Problem statement:
Return all of the data exactly as written, without the pictures.
____
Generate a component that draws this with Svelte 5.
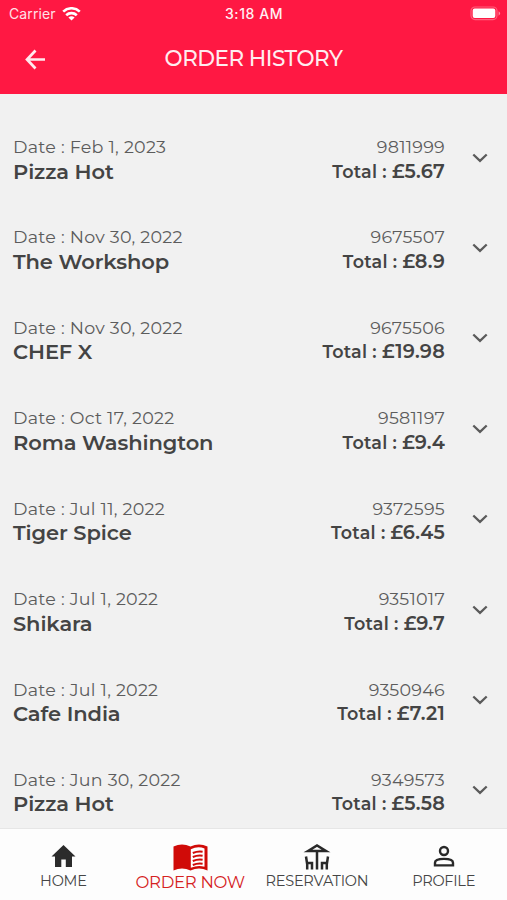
<script>
  const orders = [
    { date: "Feb 1, 2023", id: "9811999", name: "Pizza Hot", total: "5.67" },
    { date: "Nov 30, 2022", id: "9675507", name: "The Workshop", total: "8.9" },
    { date: "Nov 30, 2022", id: "9675506", name: "CHEF X", total: "19.98" },
    { date: "Oct 17, 2022", id: "9581197", name: "Roma Washington", total: "9.4" },
    { date: "Jul 11, 2022", id: "9372595", name: "Tiger Spice", total: "6.45" },
    { date: "Jul 1, 2022", id: "9351017", name: "Shikara", total: "9.7" },
    { date: "Jul 1, 2022", id: "9350946", name: "Cafe India", total: "7.21" },
    { date: "Jun 30, 2022", id: "9349573", name: "Pizza Hot", total: "5.58" },
  ];
</script>

<div class="screen">
  <header>
    <div class="status">
      <div class="carrier">
        <span>Carrier</span>
        <svg width="19" height="14" viewBox="0 0 19 14">
          <g fill="none" stroke="#fff" stroke-width="2.6">
            <path d="M1.2 4.6a12 12 0 0 1 16.6 0" />
            <path d="M4.2 8.2a7.7 7.7 0 0 1 10.6 0" />
          </g>
          <path d="M6.4 10.6a4.6 4.6 0 0 1 6.2 0L9.5 13.6z" fill="#fff" />
        </svg>
      </div>
      <span class="clock">3:18 AM</span>
      <svg class="battery" width="31" height="15" viewBox="0 0 31 15">
        <rect x="1" y="1" width="26" height="12.6" rx="4" fill="none" stroke="#ff5f7d" stroke-width="1.2" />
        <rect x="2.7" y="2.6" width="22.6" height="9.4" rx="2" fill="#fff" />
        <path d="M28.6 5.3q3 2.2 0 4.4z" fill="#ff8ca2" />
      </svg>
    </div>
    <div class="title">
      <svg width="22" height="22" viewBox="0 0 22 22">
        <path d="M21 11.500H3M11.500 2.500L3 11.500l8.500 9" fill="none" stroke="#ffe9ed" stroke-width="2.700" />
      </svg>
      <h1>ORDER HISTORY</h1>
    </div>
  </header>

  <main>
    {#each orders as order}
      <div class="order">
        <div class="place">
          <p class="date">Date : {order.date}</p>
          <p class="name">{order.name}</p>
        </div>
        <div class="amount">
          <p class="number">{order.id}</p>
          <p class="total">Total : <b>£{order.total}</b></p>
        </div>
        <svg class="chevron" width="16" height="10" viewBox="0 0 16 10">
          <path d="M1.3 1.5L8 7.900l6.700-6.400" fill="none" stroke="#5b5b5b" stroke-width="2.300" />
        </svg>
      </div>
    {/each}
  </main>

  <nav>
    <div class="tab">
      <svg width="24" height="27" viewBox="0 0 24 27">
        <path d="M12.500 1L.5 12.400H4V23h6.300v-7.500h4.500V23H21V12.400h3.500z" fill="#2b2b2b" />
      </svg>
      <span>HOME</span>
    </div>
    <div class="tab active">
      <svg width="35" height="27" viewBox="0 0 35 27">
        <path d="M.5 2.500Q9-1.500 17.500 2.500 26-1.500 34.500 2.500v24Q26 22.500 17.500 26.500 9 22.500.5 26.500z" fill="#d00b08" />
        <path d="M17.800 5.300Q25 1.800 31.500 4.600V22.700Q25 20.700 17.800 23.700z" fill="#fff" />
        <path d="M19.800 9q5-2 9.800-1.200M19.800 13q5-2 9.800-1.200M19.800 17q5-2 9.800-1.200M19.800 21q5-2 9.800-1.200" fill="none" stroke="#d00b08" stroke-width="2" />
      </svg>
      <span>ORDER NOW</span>
    </div>
    <div class="tab">
      <svg width="26" height="27" viewBox="0 0 26 27" fill="none" stroke="#292929" stroke-width="2.500">
        <path d="M4 7L13 1.500 22 7zM13 7v18.500" />
        <path d="M2 12.500l1 6.500h5v6.500M3.200 19v6.500M24 12.500l-1 6.500h-5v6.500M22.800 19v6.500" />
      </svg>
      <span>RESERVATION</span>
    </div>
    <div class="tab">
      <svg width="22" height="27" viewBox="0 0 22 27" fill="none" stroke="#292929" stroke-width="2.400">
        <circle cx="11" cy="7" r="4" />
        <path d="M2 21.400v-2.600c0-5.200 18-5.200 18 0v2.600z" />
      </svg>
      <span>PROFILE</span>
    </div>
  </nav>
</div>

<style>
  :global(body) {
    margin: 0;
  }
  .screen {
    display: flex;
    flex-direction: column;
    height: 900px;
    overflow: hidden;
    background: #f1f1f1;
    font-family: Montserrat, Inter, sans-serif;
  }
  header {
    flex: none;
    height: 94px;
    background: #ff1843;
    color: #fff;
  }
  .status {
    display: grid;
    grid-template-columns: 1fr auto 1fr;
    align-items: center;
    height: 27px;
    padding: 0 6px 0 9px;
    font-family: Inter, sans-serif;
    font-size: 14px;
  }
  .carrier {
    display: flex;
    align-items: center;
    gap: 6px;
    color: #ffe1e7;
    letter-spacing: 0.1px;
  }
  .clock {
    font-weight: 500;
    letter-spacing: 0.55px;
    color: #fff0f3;
    margin-right: 2px;
  }
  .battery {
    justify-self: end;
  }
  .title {
    display: grid;
    grid-template-columns: 46px 1fr 46px;
    align-items: center;
    height: 64px;
    padding: 0 24px;
  }
  h1 {
    margin: -2px 0 0;
    text-align: center;
    font-size: 21.5px;
    font-weight: 500;
    letter-spacing: -0.5px;
    color: #ffecef;
  }
  main {
    flex: 1;
    min-height: 0;
    padding-top: 41px;
    overflow: hidden;
  }
  .order {
    display: flex;
    height: 90.43px;
    padding: 0 19px 0 13px;
    box-sizing: border-box;
  }
  .place {
    flex: 1;
  }
  .amount {
    text-align: right;
  }
  p {
    margin: 0;
    white-space: nowrap;
  }
  .date,
  .number {
    height: 23.5px;
    line-height: 24px;
    font-size: 17.5px;
    color: #5c5c5c;
    letter-spacing: 0.25px;
  }
  .name,
  .total {
    height: 25px;
    line-height: 25px;
    font-weight: 600;
    color: #444;
  }
  .name {
    font-size: 21px;
    letter-spacing: -0.1px;
  }
  .total {
    font-size: 17.5px;
    letter-spacing: 0.25px;
  }
  .total b {
    font-size: 19.3px;
    font-weight: 600;
  }
  .chevron {
    margin: 17.5px 0 0 27px;
  }
  nav {
    flex: none;
    display: grid;
    grid-template-columns: repeat(4, 1fr);
    height: 72px;
    box-sizing: border-box;
    border-top: 1px solid #e6e6e6;
    background: #fdfdfd;
  }
  .tab {
    display: flex;
    flex-direction: column;
    align-items: center;
    color: #454545;
    font-size: 14.5px;
    letter-spacing: -0.25px;
  }
  .tab svg {
    height: 27px;
    margin-top: 15px;
    overflow: visible;
  }
  .tab span {
    line-height: 20px;
    white-space: nowrap;
  }
  .tab.active {
    color: #d5221f;
    font-size: 16.5px;
    letter-spacing: -0.3px;
  }
  .active span {
    line-height: 22px;
  }
</style>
____
Response to this task:
Generate a component that draws this with Svelte 5.
<script>
  const orders = [
    { date: "Feb 1, 2023", id: "9811999", name: "Pizza Hot", total: "5.67" },
    { date: "Nov 30, 2022", id: "9675507", name: "The Workshop", total: "8.9" },
    { date: "Nov 30, 2022", id: "9675506", name: "CHEF X", total: "19.98" },
    { date: "Oct 17, 2022", id: "9581197", name: "Roma Washington", total: "9.4" },
    { date: "Jul 11, 2022", id: "9372595", name: "Tiger Spice", total: "6.45" },
    { date: "Jul 1, 2022", id: "9351017", name: "Shikara", total: "9.7" },
    { date: "Jul 1, 2022", id: "9350946", name: "Cafe India", total: "7.21" },
    { date: "Jun 30, 2022", id: "9349573", name: "Pizza Hot", total: "5.58" },
  ];
</script>

<div class="screen">
  <header>
    <div class="status">
      <div class="carrier">
        <span>Carrier</span>
        <svg width="19" height="14" viewBox="0 0 19 14">
          <g fill="none" stroke="#fff" stroke-width="2.6">
            <path d="M1.2 4.6a12 12 0 0 1 16.6 0" />
            <path d="M4.2 8.2a7.7 7.7 0 0 1 10.6 0" />
          </g>
          <path d="M6.4 10.6a4.6 4.6 0 0 1 6.2 0L9.5 13.6z" fill="#fff" />
        </svg>
      </div>
      <span class="clock">3:18 AM</span>
      <svg class="battery" width="31" height="15" viewBox="0 0 31 15">
        <rect x="1" y="1" width="26" height="12.6" rx="4" fill="none" stroke="#ff5f7d" stroke-width="1.2" />
        <rect x="2.7" y="2.6" width="22.6" height="9.4" rx="2" fill="#fff" />
        <path d="M28.6 5.3q3 2.2 0 4.4z" fill="#ff8ca2" />
      </svg>
    </div>
    <div class="title">
      <svg width="22" height="22" viewBox="0 0 22 22">
        <path d="M21 11.500H3M11.500 2.500L3 11.500l8.500 9" fill="none" stroke="#ffe9ed" stroke-width="2.700" />
      </svg>
      <h1>ORDER HISTORY</h1>
    </div>
  </header>

  <main>
    {#each orders as order}
      <div class="order">
        <div class="place">
          <p class="date">Date : {order.date}</p>
          <p class="name">{order.name}</p>
        </div>
        <div class="amount">
          <p class="number">{order.id}</p>
          <p class="total">Total : <b>£{order.total}</b></p>
        </div>
        <svg class="chevron" width="16" height="10" viewBox="0 0 16 10">
          <path d="M1.3 1.5L8 7.900l6.700-6.400" fill="none" stroke="#5b5b5b" stroke-width="2.300" />
        </svg>
      </div>
    {/each}
  </main>

  <nav>
    <div class="tab">
      <svg width="24" height="27" viewBox="0 0 24 27">
        <path d="M12.500 1L.5 12.400H4V23h6.300v-7.500h4.500V23H21V12.400h3.500z" fill="#2b2b2b" />
      </svg>
      <span>HOME</span>
    </div>
    <div class="tab active">
      <svg width="35" height="27" viewBox="0 0 35 27">
        <path d="M.5 2.500Q9-1.500 17.500 2.500 26-1.500 34.500 2.500v24Q26 22.500 17.500 26.500 9 22.500.5 26.500z" fill="#d00b08" />
        <path d="M17.800 5.300Q25 1.800 31.500 4.600V22.700Q25 20.700 17.800 23.700z" fill="#fff" />
        <path d="M19.800 9q5-2 9.800-1.200M19.800 13q5-2 9.800-1.200M19.800 17q5-2 9.800-1.200M19.800 21q5-2 9.800-1.200" fill="none" stroke="#d00b08" stroke-width="2" />
      </svg>
      <span>ORDER NOW</span>
    </div>
    <div class="tab">
      <svg width="26" height="27" viewBox="0 0 26 27" fill="none" stroke="#292929" stroke-width="2.500">
        <path d="M4 7L13 1.500 22 7zM13 7v18.500" />
        <path d="M2 12.500l1 6.500h5v6.500M3.200 19v6.500M24 12.500l-1 6.500h-5v6.500M22.800 19v6.500" />
      </svg>
      <span>RESERVATION</span>
    </div>
    <div class="tab">
      <svg width="22" height="27" viewBox="0 0 22 27" fill="none" stroke="#292929" stroke-width="2.400">
        <circle cx="11" cy="7" r="4" />
        <path d="M2 21.400v-2.600c0-5.200 18-5.200 18 0v2.600z" />
      </svg>
      <span>PROFILE</span>
    </div>
  </nav>
</div>

<style>
  :global(body) {
    margin: 0;
  }
  .screen {
    display: flex;
    flex-direction: column;
    height: 900px;
    overflow: hidden;
    background: #f1f1f1;
    font-family: Montserrat, Inter, sans-serif;
  }
  header {
    flex: none;
    height: 94px;
    background: #ff1843;
    color: #fff;
  }
  .status {
    display: grid;
    grid-template-columns: 1fr auto 1fr;
    align-items: center;
    height: 27px;
    padding: 0 6px 0 9px;
    font-family: Inter, sans-serif;
    font-size: 14px;
  }
  .carrier {
    display: flex;
    align-items: center;
    gap: 6px;
    color: #ffe1e7;
    letter-spacing: 0.1px;
  }
  .clock {
    font-weight: 500;
    letter-spacing: 0.55px;
    color: #fff0f3;
    margin-right: 2px;
  }
  .battery {
    justify-self: end;
  }
  .title {
    display: grid;
    grid-template-columns: 46px 1fr 46px;
    align-items: center;
    height: 64px;
    padding: 0 24px;
  }
  h1 {
    margin: -2px 0 0;
    text-align: center;
    font-size: 21.5px;
    font-weight: 500;
    letter-spacing: -0.5px;
    color: #ffecef;
  }
  main {
    flex: 1;
    min-height: 0;
    padding-top: 41px;
    overflow: hidden;
  }
  .order {
    display: flex;
    height: 90.43px;
    padding: 0 19px 0 13px;
    box-sizing: border-box;
  }
  .place {
    flex: 1;
  }
  .amount {
    text-align: right;
  }
  p {
    margin: 0;
    white-space: nowrap;
  }
  .date,
  .number {
    height: 23.5px;
    line-height: 24px;
    font-size: 17.5px;
    color: #5c5c5c;
    letter-spacing: 0.25px;
  }
  .name,
  .total {
    height: 25px;
    line-height: 25px;
    font-weight: 600;
    color: #444;
  }
  .name {
    font-size: 21px;
    letter-spacing: -0.1px;
  }
  .total {
    font-size: 17.5px;
    letter-spacing: 0.25px;
  }
  .total b {
    font-size: 19.3px;
    font-weight: 600;
  }
  .chevron {
    margin: 17.5px 0 0 27px;
  }
  nav {
    flex: none;
    display: grid;
    grid-template-columns: repeat(4, 1fr);
    height: 72px;
    box-sizing: border-box;
    border-top: 1px solid #e6e6e6;
    background: #fdfdfd;
  }
  .tab {
    display: flex;
    flex-direction: column;
    align-items: center;
    color: #454545;
    font-size: 14.5px;
    letter-spacing: -0.25px;
  }
  .tab svg {
    height: 27px;
    margin-top: 15px;
    overflow: visible;
  }
  .tab span {
    line-height: 20px;
    white-space: nowrap;
  }
  .tab.active {
    color: #d5221f;
    font-size: 16.5px;
    letter-spacing: -0.3px;
  }
  .active span {
    line-height: 22px;
  }
</style>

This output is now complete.